Frustrating, but on that occasion at least we didn’t pay. We’ve also stayed at The Chatrium (see post One Night in Bangkok) where they even had a sushi station for breakfast. Alas, much promised but not much delivered. The President Park http://www.presidentpark.com/ nice rooms and good location but again, totally forgettable and boring breakfast, somewhere up on the 6th floor so you felt like you were in an airport lounge. The worst place we stayed was The House by the Pond http://www.housebythepond.com/ which again promised so much (old colonial building, smothered in greenery and statuary etc) but the rooms were not only old, darkly panelled and small, they were dirty. The bathroom ceiling was falling in, the lights and the aircon didn’t work, terrible reception on the TV and our balcony didn’t lock. OK for us but definitely not OK with a toddler around, especially as the ‘balcony’ was essentially a space for the ancient aircon units. Luckily for them they didn’t even provide breakfast so we didn’t have that torture to endure.

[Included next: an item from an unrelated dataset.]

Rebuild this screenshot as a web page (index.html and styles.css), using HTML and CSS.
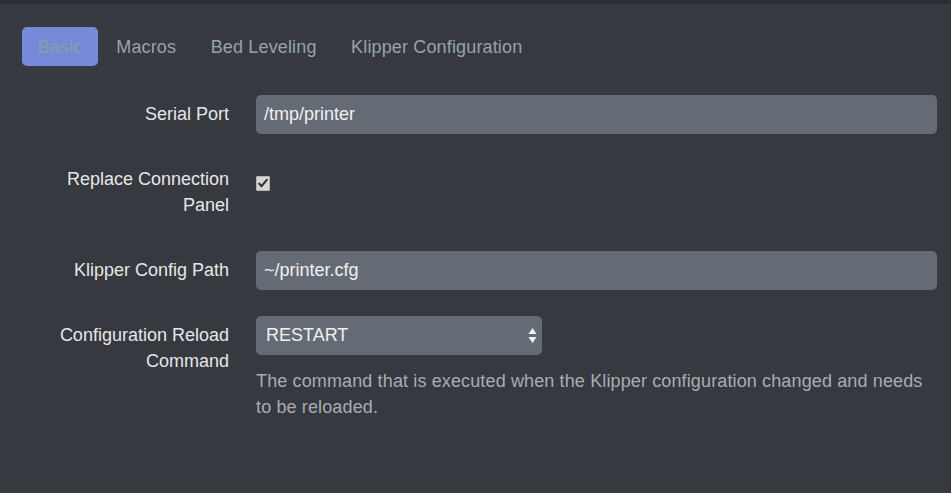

But that was in fact its saving grace because across from the entrance was the amazing and fabulous Gastro 1/6. To our total surprise (and I was very cross on finding out we had booked somewhere without breakfast) it served easily the best breakfast either of us have had for years. The full English was fresh and tasty, with the addition of spinach and the sweetest tomato, beautiful bacon and sausages and what tasted like home-made bread. Proper coffee, French jam and butter and freshly pressed juices of your choice. We tried the French toast, divine! And even ordered peanut butter and banana on toast for Alfie which I assumed would be yuck but turned out to be heaven. Truly, this breakfast was so good that on our last visit we made a special visit for a treat one day. They only open at 8.30am so not always practical for those of us with small children, and they close at 3pm as they also serve lunch (which we never tried but going by the breakfast should be awesome). They are not open on Mondays. They do have a Facebook page where people send photos of the food!
Nestled in a leafy corner by an art gallery (RMA) on a little soi near Sukhumvit 22 it really is well worth a visit and we can HIGHLY RECOMMEND it should you be in town. I for one can’t wait to go back!